Louise Glück is another contemporary poet who draws from Homer’s epic. In “Circe’s Power,” she speaks from the perspective of Circe, who is the source of the wind that guides Odysseus’ journey to the underworld:

“Circe’s Power”
By Louise Glück

I never turned anyone into a pig.
Some people are pigs; I make them
Look like pigs.

I'm sick of your world
That lets the outside disguise the inside. Your men weren't bad men;
Undisciplined life
Did that to them. As pigs,

Under the care of
Me and my ladies, they
Sweetened right up.

Then I reversed the spell, showing you my goodness
As well as my power. I saw

We could be happy here,
As men and women are
When their needs are simple. In the same breath,

I foresaw your departure,
Your men with my help braving
The crying and pounding sea. You think

A few tears upset me? My friend,
Every sorceress is
A pragmatist at heart; nobody sees essence who can't
Face limitation.
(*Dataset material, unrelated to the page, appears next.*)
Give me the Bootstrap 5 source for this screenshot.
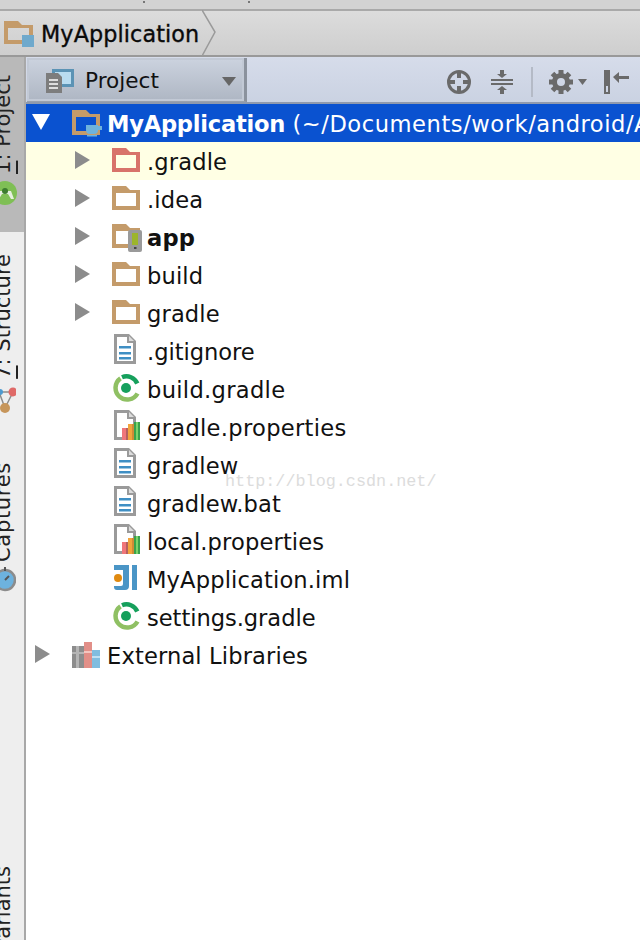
<!DOCTYPE html>
<html lang="en">
<head>
<meta charset="utf-8">
<title>MyApplication</title>
<link href="https://cdn.jsdelivr.net/npm/bootstrap@5.3.0/dist/css/bootstrap.min.css" rel="stylesheet">
<style>
html,body{margin:0;height:940px;overflow:hidden;background:#fff}
body{font-family:"DejaVu Sans","Liberation Sans",sans-serif;color:#111}
.ide-top{height:11px;background:#d3d3d3;border-bottom:2px solid #a9a9a9;gap:103px;padding:1px 0 0 143px}
.ide-dot{width:2px;height:2px;background:#777}
.ide-crumb{height:46px;background:linear-gradient(#dcdcdc,#cecece);border-bottom:2px solid #999}
.ide-crumb-text{font-size:22.3px;color:#0a0a0a;-webkit-text-stroke:.35px #0a0a0a;margin:3px 0 0 5px;letter-spacing:.1px}
.ide-chev{margin-left:3px}
.ide-main{height:883px}
.ide-side{width:26px;flex:none;background:#eeeeee;border-right:2px solid #a8a8a8;overflow:hidden}
.ide-tab-on{height:175px;background:#b9b9b9;padding-top:18px}
.ide-tool{font-size:21px;line-height:24px;writing-mode:vertical-rl;transform:rotate(180deg);white-space:nowrap;margin-left:-9px;width:24px;color:#222}
.ide-tool u{text-underline-offset:2px}
.ide-sicon{display:block;margin-left:-8px}
.ide-droid{margin-top:6px}
.ide-struct{margin-top:22px}
.ide-cap{margin-top:47px;letter-spacing:.7px}
.ide-watch{margin-top:2px}
.ide-var{margin-top:272px}
.ide-bar{height:47px;background:linear-gradient(#d6dcea,#cad2e2);border-bottom:2px solid #8f9aae}
.ide-combo{width:220px;height:44px;margin:1px 0 0 1px;background:linear-gradient(#ccd3df,#aeb6c3);border-right:3px solid #8b929d;border-bottom:1px solid #9aa2ae;box-shadow:inset 0 0 0 2px #c2c9d5;padding-top:4px}
.ide-combo-ic{margin-left:19px}
.ide-combo-text{font-size:21.6px;color:#111;margin-left:11px}
.ide-tools{padding:4px 10px 0 0}
.ide-gap{margin-left:18px}
.ide-sep{width:2px;height:30px;background:#b4bac6;margin:0 15px 0 17px}
.ide-row{height:38px;font-size:22.6px;white-space:nowrap;letter-spacing:.13px}
.ide-row>span,.ide-row>b{margin-top:3px}
.ide-row svg{overflow:visible}
.ide-sel{background:#0a52d0;color:#fff;overflow:hidden;padding-left:6px}
.ide-sel b{letter-spacing:-.25px}
.ide-sel em{font-style:normal;letter-spacing:.55px}
.ide-hint{background:#ffffe4}
.ide-arrow{flex:none;width:18px;margin-right:22px;margin-bottom:2px}
.ide-arrow2{flex:none;width:15px;margin-right:22px;margin-bottom:2px}
.ide-d1{padding-left:49px}
.ide-leaf{padding-left:86px}
.ide-ext{padding-left:9px}
.ide-ic{flex:none;width:28px;height:30px;margin-right:7px;margin-bottom:4px}
.ide-wide{letter-spacing:.3px}
.ide-narrow{letter-spacing:-.05px}
.ide-mark{position:absolute;left:225px;top:469px;font-family:"Liberation Mono",monospace;font-size:16.8px;color:#dcdcdc;pointer-events:none}
</style>
</head>
<body class="position-relative">
<svg width="0" height="0" class="position-absolute">
<defs>
<symbol id="folder" viewBox="0 0 28 30"><path fill-rule="evenodd" d="M0 4h14l4 4h10v20H0zM4 11v13h20V11z"/></symbol>
<symbol id="doc" viewBox="0 0 28 30"><path fill="#9a9a9a" d="M2 0h15l7 7v23H2z"/><path fill="#fff" d="M5 3h10v6h6v18H5z"/><path fill="#dcdcdc" d="M17 2l5 5h-5z"/><path fill="#3f8fc4" d="M7 12h12v2.500H7zM7 18h12v2.500H7zM7 23h12v2.500H7z"/></symbol>
<symbol id="props" viewBox="0 0 28 30"><path fill="#9a9a9a" d="M2 0h15l7 7v23H2z"/><path fill="#fff" d="M5 3h10v6h6v18H5z"/><path fill="#dcdcdc" d="M17 2l5 5h-5z"/><path fill="#f0767a" d="M10 18h6v12h-6z"/><path fill="#b5615f" d="M14 18h2v12h-2z"/><path fill="#f2a43c" d="M16 14h6v16h-6z"/><path fill="#d08a36" d="M20 14h2v16h-2z"/><path fill="#7cd36a" d="M22 12h6v18h-6z"/><path fill="#3aa24c" d="M22 12h2v18h-2zM26 12h2v18h-2z"/></symbol>
<symbol id="gradle" viewBox="0 0 28 30"><g transform="translate(0 1.500)"><g fill="none" stroke-width="4.500"><path stroke="#8fc063" d="M8.500 4.800A11.700 11.700 0 1 0 25.500 20"/><path stroke="#16a05c" d="M10 3.800A11.700 11.700 0 0 1 25.300 10"/></g><circle cx="14" cy="14.500" r="5" fill="#16a05c"/></g></symbol>
</defs>
</svg>

<div class="ide-top d-flex align-items-start"><span class="ide-dot"></span><span class="ide-dot"></span></div>
<div class="ide-crumb d-flex align-items-center position-relative">
  <svg class="ms-1" width="32" height="28" viewBox="0 0 32 28"><path fill="#c49b6a" fill-rule="evenodd" d="M0 2h14l4 4h11v19H0zM4 9v12h21V9z"/><path fill="#6fa9cc" d="M18 16h12v12H18z"/></svg>
  <span class="ide-crumb-text">MyApplication</span>
  <svg class="ide-chev" width="16" height="46" viewBox="0 0 16 46"><path fill="none" stroke="#9a9a9a" stroke-width="1.500" d="M0 0l13 22L0 46"/></svg>
</div>
<div class="ide-main d-flex">
  <div class="ide-side">
    <div class="ide-tab-on">
      <div class="ide-tool"><u>1</u>: Project</div>
      <svg class="ide-sicon ide-droid" width="30" height="30" viewBox="0 0 30 30"><circle cx="13" cy="13" r="12" fill="#7fbf55"/><path fill="#e6efe0" d="M7 11h12l3 8h-3l-3-5h-6l-3 5H4z"/><circle cx="13" cy="11" r="3" fill="#3d7c2f"/></svg>
    </div>
    <div class="ide-tool ide-struct"><u>7</u>: Structure</div>
    <svg class="ide-sicon" width="24" height="36" viewBox="0 0 24 36"><path fill="none" stroke="#8c8c8c" stroke-width="1.500" d="M7 13h14L13 29zM7 13l6 16"/><circle cx="21" cy="13" r="4.500" fill="#df6a68"/><circle cx="13" cy="29" r="5" fill="#c6955a"/><circle cx="8" cy="13" r="3" fill="#4d9ad0"/></svg>
    <div class="ide-tool ide-cap">Captures</div>
    <svg class="ide-sicon ide-watch" width="24" height="30" viewBox="0 0 24 30"><circle cx="13" cy="16" r="10" fill="#6db2de" stroke="#8c8c8c" stroke-width="2.500"/><path stroke="#555" stroke-width="2" d="M13 16l4-4M13 3v4"/></svg>
    <div class="ide-tool ide-var">Build Variants</div>
  </div>
  <div class="flex-grow-1 position-relative overflow-hidden">
    <div class="ide-bar d-flex align-items-center">
      <div class="ide-combo d-flex align-items-center">
        <svg class="ide-combo-ic" width="28" height="26" viewBox="0 0 28 26"><path fill="#5b93b5" d="M6 0h22v18H6z"/><path fill="#b9dcf0" d="M9 3h16v12H9z"/><path fill="#7d7d7d" d="M0 4h12l4 4v16H0z"/><path fill="#ddd" d="M3 10h9v2H3zM3 14h9v2H3zM3 18h9v2H3z"/></svg>
        <span class="ide-combo-text">Project</span>
        <svg class="ms-auto me-2" width="14" height="9" viewBox="0 0 14 9"><path fill="#666" d="M0 0h14L7 9z"/></svg>
      </div>
      <div class="ide-tools ms-auto d-flex align-items-center">
        <svg width="26" height="26" viewBox="0 0 26 26"><circle cx="13" cy="13" r="10.500" fill="none" stroke="#6a6a6a" stroke-width="3"/><path stroke="#6a6a6a" stroke-width="4" d="M13 2v7M13 17v7M2 13h7M17 13h7"/></svg>
        <svg class="ide-gap" width="24" height="24" viewBox="0 0 24 24"><path stroke="#6a6a6a" stroke-width="2" d="M1 10h22M1 14h22"/><path fill="#6a6a6a" d="M10 0h4v4h3l-5 4-5-4h3zM10 24h4v-4h3l-5-4-5 4h3z"/></svg>
        <div class="ide-sep"></div>
        <svg width="26" height="26" viewBox="0 0 26 26"><circle cx="13" cy="13" r="6.500" fill="none" stroke="#6a6a6a" stroke-width="5"/><path stroke="#6a6a6a" stroke-width="5" d="M13 1v5M13 20v5M1 13h5M20 13h5M4.500 4.500l3.500 3.500M18 18l3.500 3.500M4.500 21.500L8 18M18 8l3.500-3.500"/></svg>
        <svg class="ms-1 me-3" width="10" height="6" viewBox="0 0 10 6"><path fill="#6a6a6a" d="M0 0h9L4.500 6z"/></svg>
        <svg width="26" height="24" viewBox="0 0 26 24"><path fill="#6a6a6a" fill-rule="evenodd" d="M0 0h6v24H0zM2 16v6h2v-6z"/><path fill="#6a6a6a" d="M9 7l6-5v4h10v3H15v4z"/></svg>
      </div>
    </div>

    <div class="ide-row ide-sel d-flex align-items-center">
      <svg class="ide-arrow" height="18" viewBox="0 0 18 18"><path fill="#fff" d="M0 1h18L9 17z"/></svg>
      <svg class="ide-ic" viewBox="0 0 28 30"><path fill="#c49b6a" fill-rule="evenodd" d="M0 4h14l4 4h10v21H0zM4 11v14h20V11z"/><path fill="#6fb3dc" d="M14 19h12v5q0 4-4 4h-4q-4 0-4-4zM26 20h4v4h-4zM15 29h10v1.500H15z"/></svg>
      <span><b>MyApplication</b> <em>(~/Documents/work/android/AndroidStudioProjects/MyApplication)</em></span>
    </div>
    <div class="ide-row ide-hint d-flex align-items-center ide-d1"><svg class="ide-arrow2" height="18" viewBox="0 0 15 18"><path fill="#8c8c8c" d="M0 0l15 9-15 9z"/></svg><svg class="ide-ic" fill="#d8736a"><use href="#folder"/></svg><span>.gradle</span></div>
    <div class="ide-row d-flex align-items-center ide-d1"><svg class="ide-arrow2" height="18" viewBox="0 0 15 18"><path fill="#8c8c8c" d="M0 0l15 9-15 9z"/></svg><svg class="ide-ic" fill="#c49b6a"><use href="#folder"/></svg><span>.idea</span></div>
    <div class="ide-row d-flex align-items-center ide-d1"><svg class="ide-arrow2" height="18" viewBox="0 0 15 18"><path fill="#8c8c8c" d="M0 0l15 9-15 9z"/></svg><svg class="ide-ic" viewBox="0 0 28 30"><use href="#folder" fill="#c49b6a"/><path fill="#9a9a9a" d="M18 10h10q2 0 2 2v18q0 2-2 2H18q-2 0-2-2V12q0-2 2-2z"/><path fill="#9cb52c" d="M20 13h6v12h-6z"/><path fill="#444" d="M22 27h2.500v2H22z"/></svg><b>app</b></div>
    <div class="ide-row d-flex align-items-center ide-d1"><svg class="ide-arrow2" height="18" viewBox="0 0 15 18"><path fill="#8c8c8c" d="M0 0l15 9-15 9z"/></svg><svg class="ide-ic" fill="#c49b6a"><use href="#folder"/></svg><span>build</span></div>
    <div class="ide-row d-flex align-items-center ide-d1"><svg class="ide-arrow2" height="18" viewBox="0 0 15 18"><path fill="#8c8c8c" d="M0 0l15 9-15 9z"/></svg><svg class="ide-ic" fill="#c49b6a"><use href="#folder"/></svg><span>gradle</span></div>
    <div class="ide-row d-flex align-items-center ide-leaf"><svg class="ide-ic"><use href="#doc"/></svg><span class="ide-narrow">.gitignore</span></div>
    <div class="ide-row d-flex align-items-center ide-leaf"><svg class="ide-ic"><use href="#gradle"/></svg><span class="ide-wide">build.gradle</span></div>
    <div class="ide-row d-flex align-items-center ide-leaf"><svg class="ide-ic"><use href="#props"/></svg><span class="ide-wide">gradle.properties</span></div>
    <div class="ide-row d-flex align-items-center ide-leaf"><svg class="ide-ic"><use href="#doc"/></svg><span>gradlew</span></div>
    <div class="ide-row d-flex align-items-center ide-leaf"><svg class="ide-ic"><use href="#doc"/></svg><span>gradlew.bat</span></div>
    <div class="ide-row d-flex align-items-center ide-leaf"><svg class="ide-ic"><use href="#props"/></svg><span>local.properties</span></div>
    <div class="ide-row d-flex align-items-center ide-leaf"><svg class="ide-ic" viewBox="0 0 28 30"><path fill="#4a95c6" d="M2 3h15v21q0 4-4 4H5q-3 0-3-3v-1h7q2 0 2-2V8H2zM20 3h5v25h-5z"/><circle cx="6" cy="16" r="4" fill="#e08a10"/></svg><span>MyApplication.iml</span></div>
    <div class="ide-row d-flex align-items-center ide-leaf"><svg class="ide-ic"><use href="#gradle"/></svg><span class="ide-narrow">settings.gradle</span></div>
    <div class="ide-row d-flex align-items-center ide-ext"><svg class="ide-arrow2" height="18" viewBox="0 0 15 18"><path fill="#8c8c8c" d="M0 0l15 9-15 9z"/></svg><svg class="ide-ic" viewBox="0 0 28 30"><path fill="#8d8d8d" d="M0 8h12v22H0z"/><path fill="#b5b5b5" d="M4 8h3v22H4zM0 14h12v2H0z"/><path fill="#e28f88" d="M12 4h8v26h-8z"/><path fill="#f4c6c0" d="M12 13h8v2h-8z"/><path fill="#80bddf" d="M20 12h8v18h-8z"/><path fill="#bfe0f2" d="M20 18h8v2h-8z"/></svg><span>External Libraries</span></div>
  </div>
</div>
<div class="ide-mark">http://blog.csdn.net/</div>
</body>
</html>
If I wanted only to hold you

I could hold you prisoner.

Glück, like Pound, references Homer’s epic without losing the authority of the poem’s speaker. In “Circe’s Power,” Odysseus is the object of the narrator’s speech. In Canto 1, the reference to Circe’s wind as the source for the ship’s voyage to Hades is brief, almost taken for granted. Glück’s poem is another spin on the epic, boldly asserting Circe’s power in the poem’s concluding lines: “If I wanted only to hold you / I could hold you prisoner.” Both poems are rooted deeply in the past, raising important questions about history, authority, and the source of knowledge.